April 3, 2017
Our client was looking to raise awareness of the rates and mortgage products they offer in their local market area, amidst strong competition from lenders such as Lending Tree and Quicken.
We looked at historical search trends for mortgage and home equity related keywords in the bank's market and discovered that the typical cyclical view of mortgage product marketing was not valid. All too often banks focus on products in a seasonal manner, when the buying process – especially for mortgages and home equity products - takes place throughout the year.
The search trends showed that the 4th and 1st quarters had the highest search volume for mortgages and home equity products in the bank’s local area. Traditionally these are months in which banks do not actively promote residential lending. In reality, the time people begin searching for a mortgage or home equity loan is up to 3 months before their decision to apply.

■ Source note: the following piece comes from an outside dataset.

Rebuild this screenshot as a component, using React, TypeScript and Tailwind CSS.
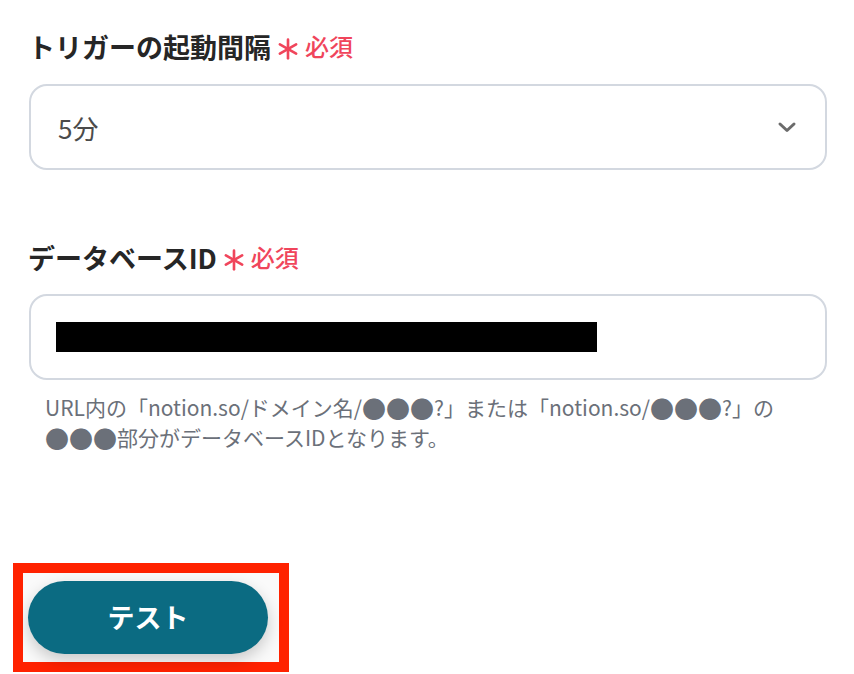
import React from "react";

const font = { fontFamily: '"Noto Sans CJK JP", "Noto Sans", sans-serif' };

// red asterisk + 必須 badge
const Required = () => (
  <span className="flex items-center gap-[6px] text-[#f0455b]">
    <svg width="22" height="22" viewBox="0 0 20 20" className="mt-[6px]">
      <g stroke="#f0455b" strokeWidth="2.4" strokeLinecap="round">
        <line x1="10" y1="1.5" x2="10" y2="18.5" />
        <line x1="2.6" y1="5.8" x2="17.4" y2="14.2" />
        <line x1="2.6" y1="14.2" x2="17.4" y2="5.8" />
      </g>
    </svg>
    <span className="text-[24px] font-medium leading-none">必須</span>
  </span>
);

const Label = ({ text }: { text: string }) => (
  <div className="flex items-center gap-[6px] h-[32px]">
    <span className="text-[27px] font-bold text-[#262626] leading-none">{text}</span>
    <Required />
  </div>
);

const Dots = () => <span className="text-[24px]">●●●</span>;

export default function App() {
  return (
    <div className="w-[854px] h-[674px] bg-white overflow-hidden" style={font}>
      <div className="pl-[28px] pr-[27px] pt-[30px]">
        <Label text="トリガーの起動間隔" />

        {/* select */}
        <div className="mt-[22px] ml-[1px] h-[86px] rounded-[18px] border-2 border-[#d3d8e0] flex items-center justify-between pl-[27px] pr-[28px]">
          <span className="text-[26px] text-[#4b4b4b]">5分</span>
          <svg width="20" height="12" viewBox="0 0 20 12">
            <path d="M3 3 L10 9.5 L17 3" fill="none" stroke="#6b6b6b" strokeWidth="3" strokeLinecap="round" strokeLinejoin="round" />
          </svg>
        </div>

        <div className="mt-[71px]">
          <Label text="データベースID" />
        </div>

        {/* input */}
        <div className="mt-[21px] ml-[1px] h-[86px] rounded-[18px] border-2 border-[#d3d8e0] flex items-center pl-[25px]">
          <div className="w-[541px] h-[30px] bg-black" />
        </div>

        <div className="mt-[13px] pl-[17px] text-[21px] text-[#6b7079] whitespace-nowrap">
          <div className="h-[30px] flex items-center">
            <span>URL内の「notion.so/ドメイン名/</span><Dots /><span>?」または「notion.so/</span><Dots /><span>?」の</span>
          </div>
          <div className="h-[30px] flex items-center">
            <Dots /><span>部分がデータベースIDとなります。</span>
          </div>
        </div>
      </div>

      {/* highlighted test button */}
      <div className="ml-[13px] mt-[110px] w-[276px] h-[109px] border-[10px] border-[#ff2200] bg-[#fafafa]">
        <button
          type="button"
          className="ml-[5px] mt-[8px] w-[240px] h-[73px] rounded-full bg-[#0b6b82] text-white text-[27px] font-bold shadow-[0_6px_16px_rgba(0,0,0,0.2)]"
        >
          テスト
        </button>
      </div>
    </div>
  );
}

To help our client be visible along with national competitors, and to help them capitalize on buyers that are inclined to prefer local financial institutions, we took a 'search marketing first’ approach. This is an active form of marketing, triggered by the consumer and the search terms they use. Search engine marketing (SEM) helps businesses create a presence at the top of search engine results pages, providing a greater opportunity to be seen by potential customers. Many buyers of financial products are doing research and conducting searches year-round; as a result we feel it is important to maintain this presence throughout the year. This thinking is the foundation of Pannos Marketing's unique media approach which we call "Always On Digital".
We reduced the bank's print spend by 75% and allocated those dollars to digital campaigns. Mortgage advertising was an Always On digital initiative. Home Equity advertising was an Always On digital initiative, supplemented with display advertising during peak times.
They accomplished the seemingly impossible: outranking Quicken and Lending Tree... and everyone else! They are now among the top ranks of Google SEM in their market for mortgage and Home Equity searches, and own the majority of the impression share for both, meaning they have a presence just about anytime potential customers are searching. For mortgages, their ads were placed above the organic results 68% of the time, averaging either the second or third paid position. Their Home Equity ads were shown above the organic search results 60% of the time, and they averaged the third or fourth paid position.
Mortgage loan volume increased by 21% and Home Equity volume increased by 92% in 2016. Additionally, 37% of mortgage loans and 44% of home equity loans were generated through online applications... far more than the prior year.